One of the king’s most popular epithets was Aten-tjehen which means “the Dazzling Sun Disk”; it appears in his titulary at Luxor temple and, more frequently, was used as the name for one of his palaces as well as the Year 11 royal barge, and denotes a company of men in Amenhotep’s army. A Sed Festival Stela of Amenhotep III was taken from Egypt to Europe by an art dealer. It is now believed to be in the United States but not on public display. In Europe, Dr Eric Cassirer at one time owned the stela. The dimensions of the white alabaster stela are ten × 9 cm (3.94 × 3.54 in), but only the upper half of the stela survived. It was shaped like a temple pylon, gradually narrowing near the top.

Cassirer suggests Akhenaten, Amenhotep’s son and successor, was responsible for defacing the king’s name on the stela. Akhenaten detested his royal family name so much that he changed his name from Amenhotep IV to Akhenaten; he vandalized any reference to the god Amun since he had chosen to worship another god, the Aten. Other gods displayed on the stela, Re and Ma’at, showed no sign of vandalism.

The stela is believed to have been displayed prominently in Akhenaten’s new capital city of Akhetaten (current day Amarna). With the royal name and Amun references removed, it probably had a prominent place in a temple or palace of Akhenaten. Akhenaten could display the stela without reminders of his old family name or the false god Amun, yet celebrate his father’s achievement.

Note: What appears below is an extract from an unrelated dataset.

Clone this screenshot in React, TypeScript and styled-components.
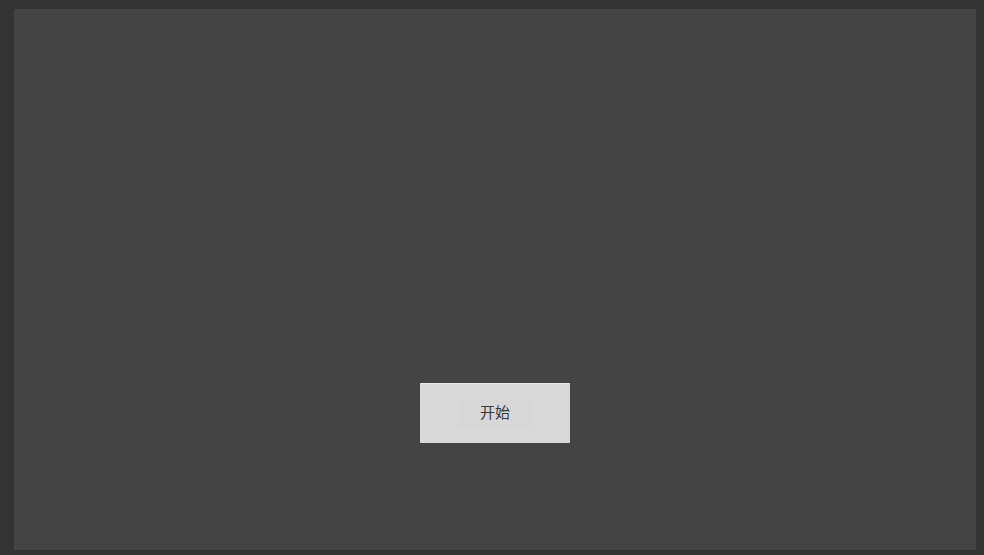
import styled, { createGlobalStyle } from "styled-components";

const GlobalStyle = createGlobalStyle`
    html, body {
        margin: 0;
        padding: 0;
        background: #323232;
        font-family: "Noto Sans CJK SC", "Noto Sans", sans-serif;
    }
`;

const Screen = styled.div`
    width: 984px;
    height: 555px;
    box-sizing: border-box;
    padding: 9px 8px 5px 14px;
    display: flex;
    background: #333333;
`;

const Stage = styled.div`
    flex: 1;
    background: #444444;
    display: flex;
    flex-direction: column;
    align-items: center;
    padding-top: 374px;
`;

const StartButton = styled.button`
    width: 150px;
    height: 60px;
    border: none;
    border-top: 1px solid #ececec;
    border-radius: 1px;
    background: #d9d9d9;
    display: flex;
    align-items: center;
    justify-content: center;
    padding: 0;
    cursor: pointer;
`;

const Label = styled.span`
    width: 75px;
    height: 30px;
    box-sizing: border-box;
    padding-bottom: 5px;
    display: flex;
    align-items: center;
    justify-content: center;
    background: #d7d7d7;
    color: #383838;
    font-size: 15px;
    line-height: 1;
    font-family: "Noto Sans CJK SC", sans-serif;
`;

const App = () => {
    return (
        <>
            <GlobalStyle />
            <Screen>
                <Stage>
                    <StartButton type="button">
                        <Label>开始</Label>
                    </StartButton>
                </Stage>
            </Screen>
        </>
    );
};

export default App;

Another striking characteristic of Amenhotep’s reign is the series of over 200 large commemorative stone scarabs discovered over a large geographic area ranging from Syria (Ras Shamra) to Soleb in Nubia. Similarly, five other scarabs state that his wife Gilukhepa of Mitanni arrived in Egypt with an entourage of 317 women. She was the first of many such princesses who would enter the pharaoh’s household.